September in the Garden - or The Promise of Things to Come

By the middle of September (here in California) anyone hoping to harvest vegetables for the winter table should have an array of little starts that are ready to plant.

I always look on these little guys as the 'promise of things to come', and get attached to them I imagine, like 4Hers must get attached to their animals. Although as a vegetarian, I would not be able to turn my friends over to the slaughter house. However I am very capable of harvesting veggies when the time comes.

I want to share some of the excitement of the new growth in my garden.

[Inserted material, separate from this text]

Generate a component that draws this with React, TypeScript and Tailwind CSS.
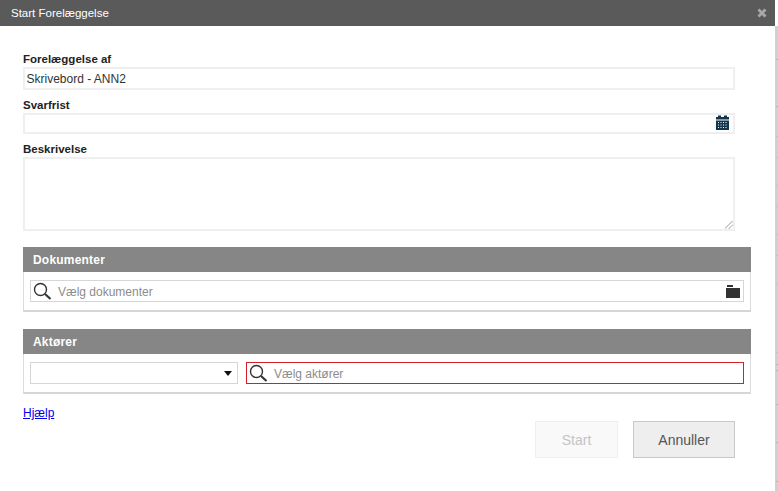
const TICKS: [number, boolean][] = [
  [59, true], [106, true], [136, false], [157, false], [185, false], [206, false], [234, false], [255, false],
  [283, false], [352, false], [364, true], [370, true], [404, true], [442, true], [481, true],
];

export default function App() {
  const font = "font-['Liberation_Sans',Arial,sans-serif]";
  const Search = () => (
    <svg width="19" height="19" viewBox="0 0 19 19" fill="none" className="shrink-0">
      <circle cx="7.500" cy="7.500" r="6" stroke="#333" strokeWidth="1.400" />
      <path d="M12 12l5.500 5" stroke="#333" strokeWidth="2.200" />
    </svg>
  );
  return (
    <div className={`flex h-[491px] w-[778px] overflow-hidden bg-white ${font}`}>
      <div className="flex w-[775px] flex-col">
        <div className="flex h-[26px] items-center justify-between bg-[#5a5a5a] pl-[11px] pr-[8px] text-[11.5px] text-white">
          <span className="mt-[1px]">Start Forelæggelse</span>
          <svg width="10" height="10" viewBox="0 0 10 10"><path d="M1.500 1.500l7 7M8.500 1.500l-7 7" stroke="#a8a8a8" strokeWidth="2.800" /></svg>
        </div>
        <div className="flex flex-col pl-[23px] pt-[24px]">
          <div className="flex h-[17px] items-center pt-[2px] text-[11.5px] font-bold leading-none text-[#222]">Forelæggelse af</div>
          <div className="flex h-[23px] w-[712px] items-center border-2 border-[#efefef] pl-[1.500px] text-[12px] text-[#333]">Skrivebord - ANN2</div>
          <div className="mt-[6px] flex h-[17px] items-center pt-[2px] text-[11.5px] font-bold leading-none text-[#222]">Svarfrist</div>
          <div className="flex h-[21px] w-[712px] items-center justify-end border-2 border-[#efefef] pr-[4px]">
            <svg width="13" height="15" viewBox="0 0 13 15" className="mt-[-2px]">
              <path d="M0 2h2V0.500h3V2h3V0.500h3V2h2v2.500H0z" fill="#12344d" />
              <path fillRule="evenodd" d="M0 5.500h13V15H0zM2 7v1h1V7zm2.500 0v1h1V7zm2.500 0v1h1V7zm2.500 0v1h1V7zM2 9.500v1h1v-1zm2.500 0v1h1v-1zm2.500 0v1h1v-1zm2.500 0v1h1v-1zM2 12v1h1v-1zm2.500 0v1h1v-1zm2.500 0v1h1v-1zm2.500 0v1h1v-1z" fill="#12344d" />
            </svg>
          </div>
          <div className="mt-[6px] flex h-[17px] items-center pt-[2px] text-[11.5px] font-bold leading-none text-[#222]">Beskrivelse</div>
          <div className="relative h-[74px] w-[712px] border-2 border-[#efefef]">
            <svg width="8" height="8" viewBox="0 0 8 8" className="absolute bottom-[0px] right-[0px]"><path d="M0 7.500L7.500 0M4 7.500L7.500 4" stroke="#555" strokeWidth="1" strokeDasharray="1 0.500" /></svg>
          </div>

          <div className="mt-[16px] flex h-[25px] w-[728px] items-center bg-[#868686] pl-[10px] text-[12px] font-bold tracking-[0.2px] text-white">Dokumenter</div>
          <div className="h-[40px] w-[728px] border-x border-b-[2px] border-x-[#dcdcdc] border-b-[#d6d6d6] pl-[6px] pt-[8px]">
            <div className="flex h-[22px] w-[714px] items-center border border-[#d6d6d6] pl-[2px] pr-[3px] text-[12px] text-[#8c8c8c]">
              <Search />
              <span className="ml-[6px] mt-[1px] flex-1">Vælg dokumenter</span>
              <svg width="14" height="13" viewBox="0 0 14 13"><path d="M1 0h6v2H1zM0 3h14v10H0z" fill="#333" /></svg>
            </div>
          </div>

          <div className="mt-[17px] flex h-[25px] w-[728px] items-center bg-[#868686] pl-[10px] text-[12px] font-bold tracking-[0.2px] text-white">Aktører</div>
          <div className="flex h-[40px] w-[728px] gap-[8px] border-x border-b-[2px] border-x-[#dcdcdc] border-b-[#d6d6d6] pl-[6px] pt-[8px]">
            <div className="flex h-[22px] w-[208px] items-center justify-end border border-[#d6d6d6] pr-[5px]">
              <svg width="8" height="5" viewBox="0 0 8 5"><path d="M0 0h8L4 5z" fill="#111" /></svg>
            </div>
            <div className="flex h-[22px] w-[498px] items-center border border-[#d2202a] pl-[2px] text-[12px] text-[#8c8c8c]">
              <Search />
              <span className="ml-[6px] mt-[1px]">Vælg aktører</span>
            </div>
          </div>

          <a href="#" className="mt-[11px] self-start text-[12px] leading-[17px] text-[#0000ee] underline">Hjælp</a>
          <div className="mt-[-1px] flex w-[712px] justify-end gap-[15px] text-[14px]">
            <div className="flex h-[37px] w-[83px] items-center justify-center border border-[#efefef] bg-[#f9f9f9] pt-[1px] text-[#c4c4c4]">Start</div>
            <div className="flex h-[37px] w-[102px] items-center justify-center border border-[#c8c8c8] bg-[#eeeeee] pt-[1px] text-[#555]">Annuller</div>
          </div>
        </div>
      </div>
      <div className="flex w-[3px] flex-col">
        <div className="h-[26px] bg-white" />
        <div className="relative flex-1 bg-[#d0d0d0]">
          {TICKS.map(([y, strong]) => (
            <div
              key={y}
              className={`absolute right-0 h-px w-[2px] ${strong ? "bg-[#b4b4b4]" : "bg-[#c4c4c4]"}`}
              style={{ top: y - 26 }}
            />
          ))}
        </div>
      </div>
    </div>
  );
}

Below are teeny leek starts popping up out of the soil. It took a while before I could recognize them as something I had planted and not weeds. They take a long time to come to harvest - 120 days.

litle_leeks.jpg

The peas I planted did not germinate well - or so I thought, so I planted some more to fill in the gaps, when I discovered the problem. I was happily planting seed peas, and squirrels were happily digging holes to bury their winter supply of nuts and seeds. They dug up more than a few of the peas that I had planted. I found a pea lying on the top of the soil and little holes dug everywhere, which gave me the clue.

peas.jpg

I am thankful for the cool weather of the fall because there is nothing like fresh spinach straight from the garden! The baby spinach plants have a strange look when they first emerge.

spinach.jpg

Waiting to be planted are; cauliflower, broccoli, kale, nasturtiums and calendula. I have been chasing a cabbabge white butterfly around the yard trying to shoo it away from my brassicas!

starts.jpg

Tip of the season: if you are thinning out your starts or transplanys, don't throw them in the compost but add them to your salad. They are full of taste and healthy vitamins.


August 27, 2009

Planting for Fall in California

It's the dog days of August and we are all feeling lazy. It's warm out, there is a lounge chair in the shady part of the yard with your name on it. There is ice cream to eat and beaches to go to. Why would we want to think about broccoli or cauliflower, leeks or kale in this warm lazy weather? Well gird your loins (so to speak) it is time to jack yourself up into a hive of activity.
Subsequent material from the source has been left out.